You know what I think though? Who cares? The whole culture of secrets ought to be toppled, thrown in a ditch and forgotten. I don't trust any corporation or business which needs to keep secrets. The only 'dangerous' information in my computer is threatening only insofar as it might be used to steal software, as in registration codes. Oh, and my email passwords and dialup numbers of course, and forum passwords in the cookies I suppose... really critical stuff, huh? I mean, if someone stole my dialup, I'd soon find out, and simply contact my friendly local ISP and switch user information over to a different account name and password. My virtual email address would remain identical, so no hassle there. And if some loser stole my computer and software, well, they'd have a toy they didn't know how to use. Big deal. A loss, sure, but how is fingerprint security going to stop me from being such an idiot that I leave my computer available for theft?
Of course, some computers are too big to put in a pocket or bag and take along everywhere, I understand. My notebook never leaves the house. But I keep a fresh backup of all that is of use on it on a small removable hard drive, and take that with me on anything longer that a day trip.
Guess people can find justifications for worrying about security of data, and sure, there are a lot of bad people in the world... but is catering to their whims the best way to change their effect on our lives? Why not disarm them instead? Take away the secrets, take away the power criminals have over business, right?

Brad Adrian
05-17-2002, 08:29 PM
...a 2mm thick layer applied to a finger or thumb with actor's gum adhesive a minute before use would be the same temperature as the skin, or within half a degree...
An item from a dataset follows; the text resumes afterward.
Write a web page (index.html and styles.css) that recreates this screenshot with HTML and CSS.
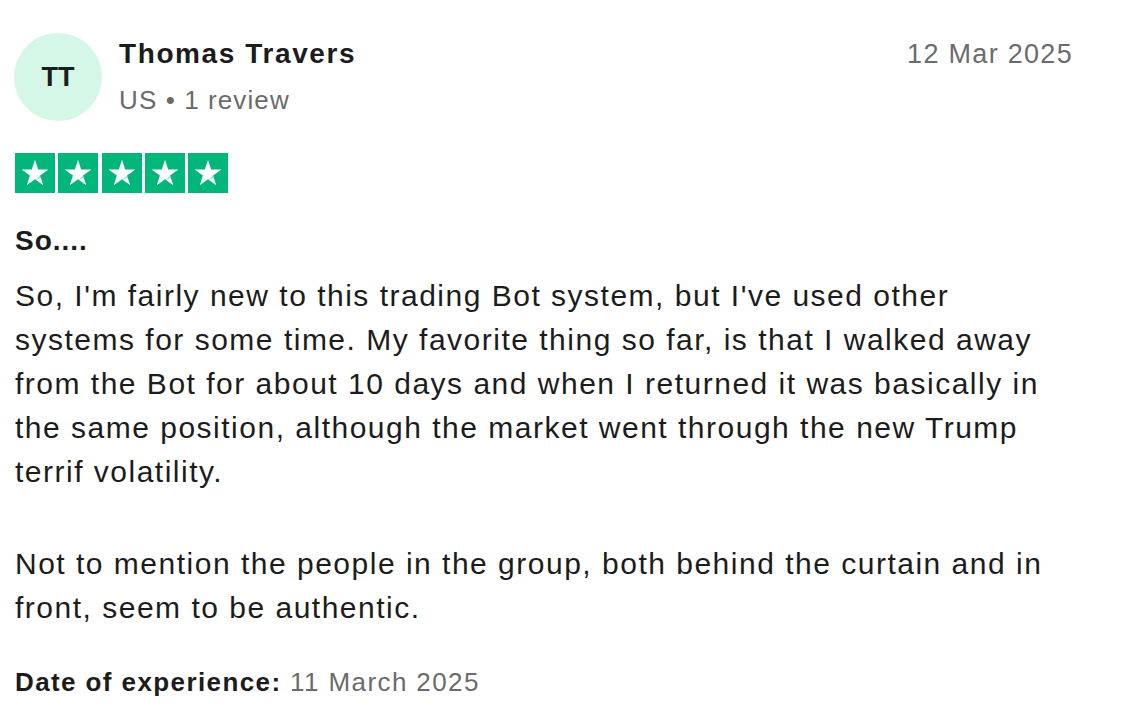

But, my point was that it wouldn't be able to show a normal pulse.

You make a lot of valid points, though. Secrecy and privacy are issues that are very jugular to most people, especially Americans, so it's easy to get people riled up about something that doesn't directly affect them.

When it comes to biometics, though, a few more points are important:

*Many organizations and institutions DO have stuff that's worth stealing, and I'm sure that you do, too. Imagine someone following you to your ATM and lifting a latent print after you were there. MY account wouldn't make anybody rich, but on the right day might justify all the trouble a thief would go through.
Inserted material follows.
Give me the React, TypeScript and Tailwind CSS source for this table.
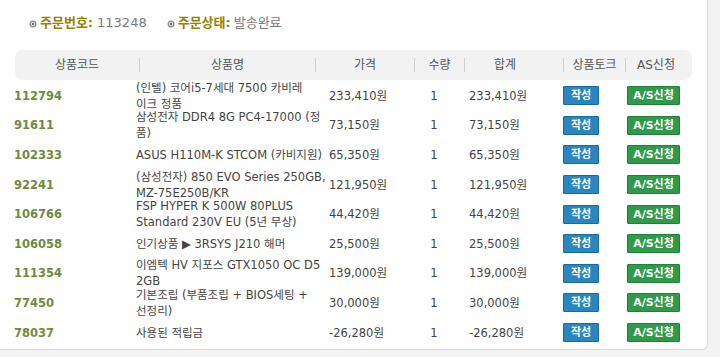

*Falsifying body parts for biometric theft is INCREDIBLY difficult to do when robust systems are in place. When a high-tech, high-security office building puts in a retinal scanner, it is certain that it can detect a living, breathing being behind the eyeball. Gummi bears and contact lenses cannot fool these systems.

*The use of biometrics for public sector security is NOT going to happen any time soon, at least not in North America. Consumer studies show that we are all still very leery of having a fingerprint on file ANYWHERE, even if it's only used by our most trusted partners, our banks.

Having said (ranted) all that, what this report will help accomplish is make sure that haphazard, low-tech fingerprint security systems are revealed for the risky products they are.

Brad Adrian
05-17-2002, 08:40 PM
Besides, this is all old news. Q accomplished this back in 1971 when James wore those counterfeit fingerprints of Peter Franks in order to fool Tiffany Case and steal those diamonds that were hidden in the chandelier before she could deliver them to Ernst Blofeld...

Gerard
05-17-2002, 08:49 PM
Why not a 'normal pulse', I wonder? Gelatin blended/congealed to the correct density would simulate thin human tissue layers very effectively, as we are, after all, made of these same protiens. And with a decent glue bond there should be a perfect acoustical transmission of there's a 'listening' device involved. IrDA through-tissue scanning for bloodflow would not find any interference from a thin gel layer, would it?

But that's not my point. Yes, sure, I have stuff that someone might want to steal. I never keep enough in the bank for more than a few hours to be worth anyone's trouble; too broke all the time. :) But my point was, all of this escalation is going to stop, one day. It would seem to make more sense to head it off now, before too many millions of hours of people's lives are wasted developing these 'security' technologies. Corporate greed, fraud, thievery, and murder (of the millions of poor in the world who are the balancing factor in the North American success story) inspire this kind of technology, and so it is the nervousness of the criminal inspiring it. Do away with the excesses of capitalism and the 'need' for biometric and other security technologies will evaporate. But that's just an opinion...

Brad Adrian
05-17-2002, 09:18 PM
Do away with the excesses of capitalism and the 'need' for biometric and other security technologies will evaporate. But that's just an opinion...

And an entirely legitimate one, too. I think, though, that we can all stand around holding hands, singing Kum By Yah and "buying the world a Coke" [sorry for the archaic reference], but doing away with secrets ain't gonna happen. We're too dishonest a species, too scared, too selfish for this to happen. I wish it weren't that way, but our track record, since Cain and Abel, shows that people covet, lie, cheat and kill. It's not capitalism that causes this, it's our fouled human nature.

I'm optimistic about our ability to change the world, just a bit more realistic than you, I think.

Ed Hansberry
05-17-2002, 10:19 PM
Do away with the excesses of capitalism and the 'need' for biometric and other security technologies will evaporate. But that's just an opinion...

Yeah, it is us evil capitalists that asked to be attacked requiring security measures. :roll:

Gerard
05-18-2002, 02:05 AM
Nothing so reliably brings out hostility as the mention of pacifism.

Ed Hansberry
05-18-2002, 03:49 AM
Nothing so reliably brings out hostility as the mention of pacifism.